Microstructural change and superplasticity of Al-Cu alloy melt spun ribbons were examined. Al-10mass%Cu ribbons had small α grains containing fine dispersed θ (Al2Cu) precipitates and the precipitates were effective in suppressing the grain growth during deformation at high temperatures. Al-33mass%Cu ribbons formed fine lamellar structure with small colonies as melt spun and fine equiaxed dual structure composed of α and θ phases was obtained during heating before tensile test. Tensile tests were performed at initial strain rates in the range of 1.7 × 10-4 to 1.7 × 10-1 s-1 and at various temperatures between 300 and 793 K. Superplasticity in both alloys occurred depending on the microstructure, temperature and strain rate.
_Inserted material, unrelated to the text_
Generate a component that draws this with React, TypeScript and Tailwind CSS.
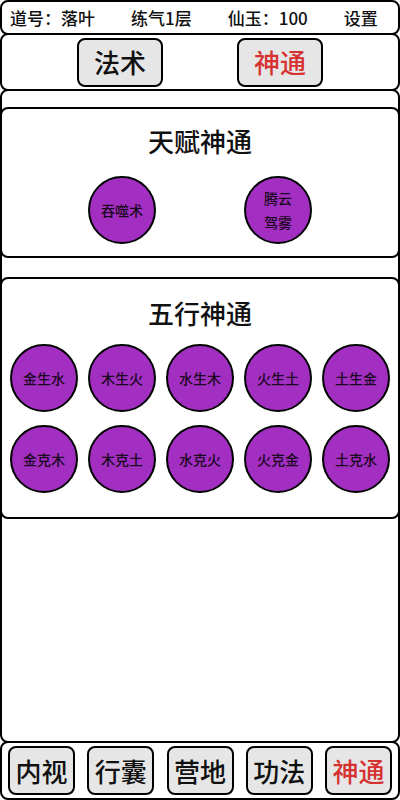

The peak in elongation-strain rate curves of Al-10mass%Cu ribbons appeared around a strain rate of 4 × 10-4 s-1 at 723 K, while the peak for Al-33mass%Cu ribbons was shifted to higher strain rate around 3 × 10-2 s-1 at 773 K. No significant change in equiaxed grains was observed during superplastic deformation of Al-33mass%Cu ribbons and the superplastic flow was mainly provided by the α/θ interfacial sliding accompanied by an accommodation process by diffusion of a large amount of vacancies and solute atoms. In Al-10mass%Cu ribbons, plastic flow was provided not only by grain boundary sliding but also by the motion and multiplication of dislocations in grains.